Orlando Magic coach Steve Clifford acknowledged his team’s 13 remaining games likely will have little impact on the standings.

But, more importantly for the Magic, he said the games need to have meaning for his team.

Since reshaping their roster at the March 25 trade deadline, the Magic have gone 3-12. They’re 1-10 in their past 11 games as they’ve fallen to 14th in the Eastern Conference with the fourth-worst record in the league. Only the Pistons (18-42), Timberwolves (16-44) and Rockets (15-44) have worse records as of Friday.

That post-trade stretch of games started with a seven-point loss to the Trail Blazers on a night when the Magic had eight available players. Then came a three-point loss in Los Angeles to the Lakers, followed by road wins over the Clippers and Pelicans as the new group began to mesh.

Then came a 46-point loss in Utah that started a run of six straight losses, during which Orlando was outscored by an average of 22.7 points per game.

Since that loss, the Magic have struggled to string together stretches of consistent basketball, and Clifford has seen more unfocused efforts than he would like. In its past 11 games, Orlando averaged 104.2 points and had a defensive rating of 122.1 — worst in the league for that stretch.

Still, Clifford continues to stress to his team the importance and significance of playing well, regardless of what the standings say.

“This obviously is a different challenge, where basically in a lot of ways we’re playing younger guys in games that for the standings aren’t meaningful, but they need to be meaningful to us and they weren’t tonight,” he said after Thursday’s 135-100 drubbing at the hands of the Pelicans.

Clifford was a frustrated coach, calling the lopsided loss “one of those games,” even though he put little stock in the explanation. The Magic trailed by two after the first quarter, then were outscored 45-25 in the second quarter as the Pelicans pulled away.

Clifford’s biggest point of contention was player focus. In Thursday’s case, he said the focal point largely was on the wrong things. What his team should be striving to do, he said, is playing better as a whole and making individual improvements.

“We had guys out there worried about numbers, who actually on the stat sheet as I look at it, look OK and were terrible. Terrible. Not bad. Terrible,” Clifford said. “This whole thing is about getting better and making progress, and not about a guy that made one exciting play and was awful the rest of the game, because there were a bunch of those guys out there tonight. And it’s not OK. It’s not OK. Not if this is what we say it’s for, which is to develop good players. That’s what we’re going to do.
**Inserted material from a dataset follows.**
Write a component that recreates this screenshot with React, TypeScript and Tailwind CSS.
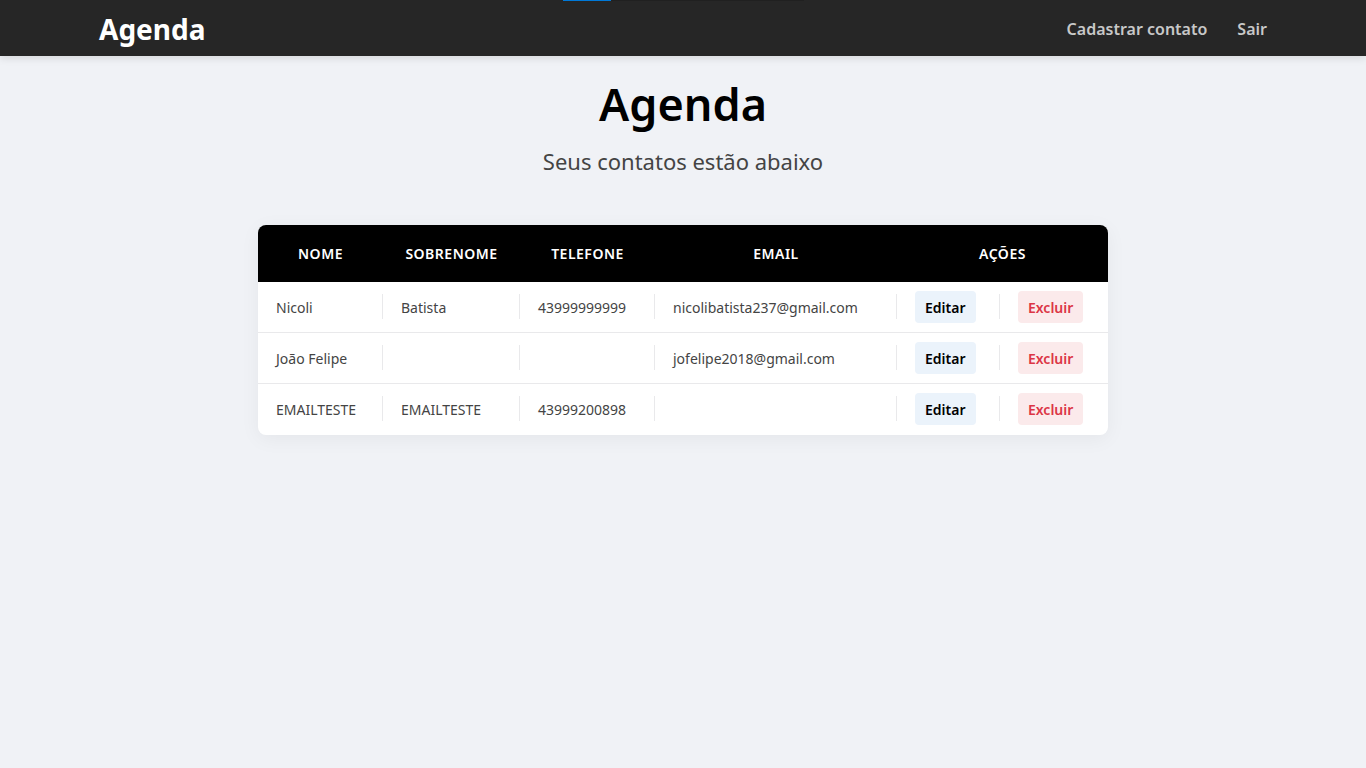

“Hopefully it’s one of those nights, if you believe in that stuff. Good NBA players don’t believe in that, but that’s what we’ll call it: one of those nights. But it’s not OK, and we have 13 times to try to make it better.”

Magic guard Chasson Randle, whom Clifford singled out for playing well Thursday, has only been with the team since February but he’s been around professional basketball long enough to understand how teams build accountability and make progress.

“It’s got to be every day, and we’ve got to do it through communicating, in practice, in the locker room, reiterating coach’s message, knowing the game plan and then spreading that throughout the locker room,” Randle said. “It’s got to be like a machine — repetition, repetition, repetition — with our talk, with our communication and with our execution. In practice, it’ll translate to the court.”

The Magic have 13 games to move in that direction, starting with Sunday’s matchup against Pacers. The contest tips off at 8 p.m. and will be broadcast on Bally Sports Florida.